*Description of the task*
Repeat exactly the lines running from the first line of the data to the line containing "const [filter, setFilter] = useState('2');", both ends included, and nothing else; drop the pictures.
####################
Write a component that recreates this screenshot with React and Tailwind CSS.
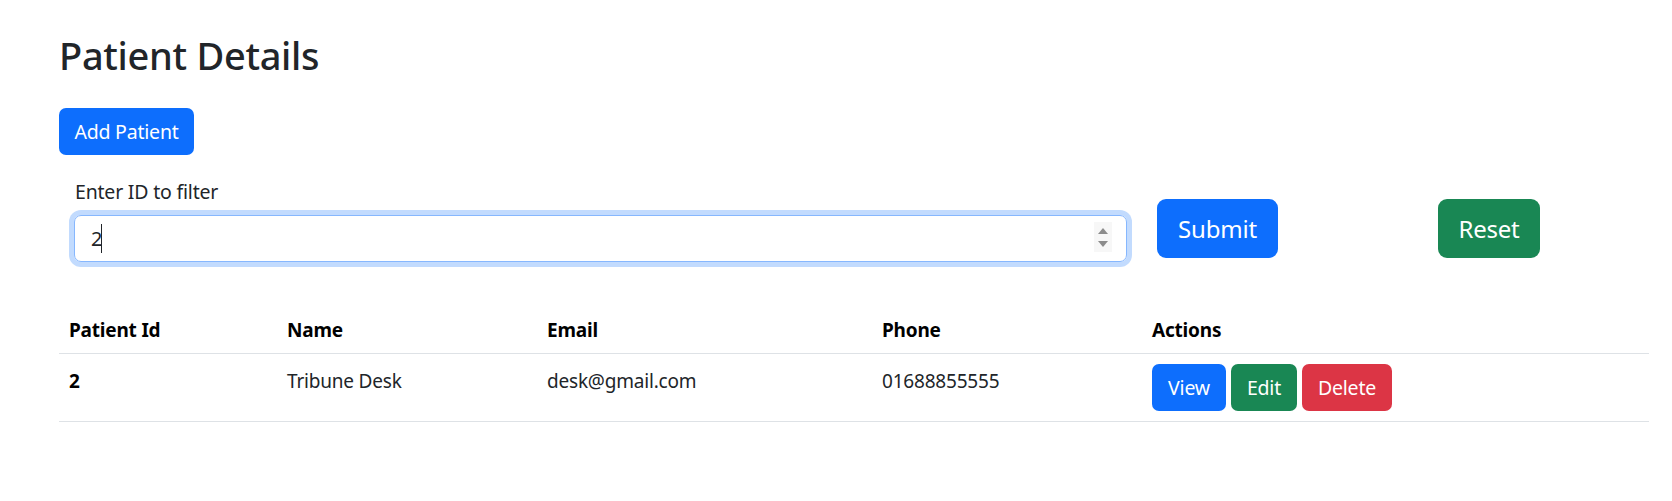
import { useState } from 'react';

const font = { fontFamily: '"Noto Sans", "Open Sans", sans-serif' };

const patients = [
  { id: 2, name: 'Tribune Desk', email: 'desk@gmail.com', phone: '01688855555' },
];

function Spinner() {
  return (
    <div className="absolute right-[15px] top-[7px] w-[18px] h-[30px] bg-[#f7f7f7] flex flex-col items-center justify-center gap-[7px]">
      <svg width="10" height="6" viewBox="0 0 10 6"><path d="M5 0 L10 6 L0 6 Z" fill="#8c8c8c" /></svg>
      <svg width="10" height="6" viewBox="0 0 10 6"><path d="M0 0 L10 0 L5 6 Z" fill="#8c8c8c" /></svg>
    </div>
  );
}

export default function App() {
  const [filter, setFilter] = useState('2');

  return (
    <div className="min-h-screen bg-white text-[#212529] pl-[59px] pt-[31px]" style={font}>
      <h2 className="text-[38px] leading-[48px] font-medium tracking-[-0.3px]">Patient Details</h2>

      <button className="mt-[29px] w-[135px] h-[47px] rounded-[7px] bg-[#0d6efd] text-white text-[19.5px] leading-[30px] tracking-[-0.2px]">
        Add Patient
      </button>

      {/* Filter */}
      <div className="flex items-start mt-[22px]">
        <div className="ml-[15px] w-[1053px]">
          <label className="block text-[19.5px] leading-[30px] mb-[8px] pl-[1px] tracking-[-0.2px]">Enter ID to filter</label>
          <div className="relative">
            <input
              value={filter}
              onChange={(e) => setFilter(e.target.value)}
              className="w-full h-[47px] rounded-[7px] border border-[#86b7fe] px-[16px] text-[20px] outline-none shadow-[0_0_0_5px_rgba(13,110,253,0.25)]"
              style={font}
            />
            <span className="absolute left-[27px] top-[9px] w-px h-[29px] bg-[#212529]"></span>
            <Spinner />
          </div>
        </div>
        <button className="ml-[30px] mt-[22px] w-[121px] h-[59px] rounded-[9px] bg-[#0d6efd] text-white text-[24px] tracking-[-0.2px]">
          Submit
        </button>
        <button className="ml-[160px] mt-[22px] w-[102px] h-[59px] rounded-[9px] bg-[#198754] text-white text-[24px] tracking-[-0.2px]">
          Reset
        </button>
      </div>

      {/* Table */}
      <table className="mt-[41px] w-[1590px] table-fixed border-collapse text-[19px] leading-[30px] tracking-[-0.2px]">
        <colgroup>
          <col className="w-[218px]" />
          <col className="w-[260px]" />
          <col className="w-[335px]" />
          <col className="w-[270px]" />
          <col />
        </colgroup>
        <thead>
          <tr className="border-b border-[#dee2e6]">
            <th className="text-left font-bold pt-[12px] pb-[8px] px-[10px] text-black">Patient Id</th>
            <th className="text-left font-bold pt-[12px] pb-[8px] px-[10px] text-black">Name</th>
            <th className="text-left font-bold pt-[12px] pb-[8px] px-[10px] text-black">Email</th>
            <th className="text-left font-bold pt-[12px] pb-[8px] px-[10px] text-black">Phone</th>
            <th className="text-left font-bold pt-[12px] pb-[8px] px-[10px] text-black">Actions</th>
          </tr>
        </thead>
        <tbody>
          {patients.map((p) => (
            <tr key={p.id} className="border-b border-[#dee2e6] align-top">
              <th className="text-left font-bold pt-[12px] px-[10px] text-black">{p.id}</th>
              <td className="pt-[12px] px-[10px]">{p.name}</td>
              <td className="pt-[12px] px-[10px]">{p.email}</td>
              <td className="pt-[12px] px-[10px]">{p.phone}</td>
              <td className="p-[10px]">
                <div className="flex gap-[5px] text-[19.5px]">
                  <button className="w-[74px] h-[47px] rounded-[7px] bg-[#0d6efd] text-white">View</button>
                  <button className="w-[66px] h-[47px] rounded-[7px] bg-[#198754] text-white">Edit</button>
                  <button className="w-[90px] h-[47px] rounded-[7px] bg-[#dc3545] text-white">Delete</button>
                </div>
              </td>
            </tr>
          ))}
        </tbody>
      </table>
    </div>
  );
}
####################
*Right answer*
Write a component that recreates this screenshot with React and Tailwind CSS.
import { useState } from 'react';

const font = { fontFamily: '"Noto Sans", "Open Sans", sans-serif' };

const patients = [
  { id: 2, name: 'Tribune Desk', email: 'desk@gmail.com', phone: '01688855555' },
];

function Spinner() {
  return (
    <div className="absolute right-[15px] top-[7px] w-[18px] h-[30px] bg-[#f7f7f7] flex flex-col items-center justify-center gap-[7px]">
      <svg width="10" height="6" viewBox="0 0 10 6"><path d="M5 0 L10 6 L0 6 Z" fill="#8c8c8c" /></svg>
      <svg width="10" height="6" viewBox="0 0 10 6"><path d="M0 0 L10 0 L5 6 Z" fill="#8c8c8c" /></svg>
    </div>
  );
}

export default function App() {
  const [filter, setFilter] = useState('2');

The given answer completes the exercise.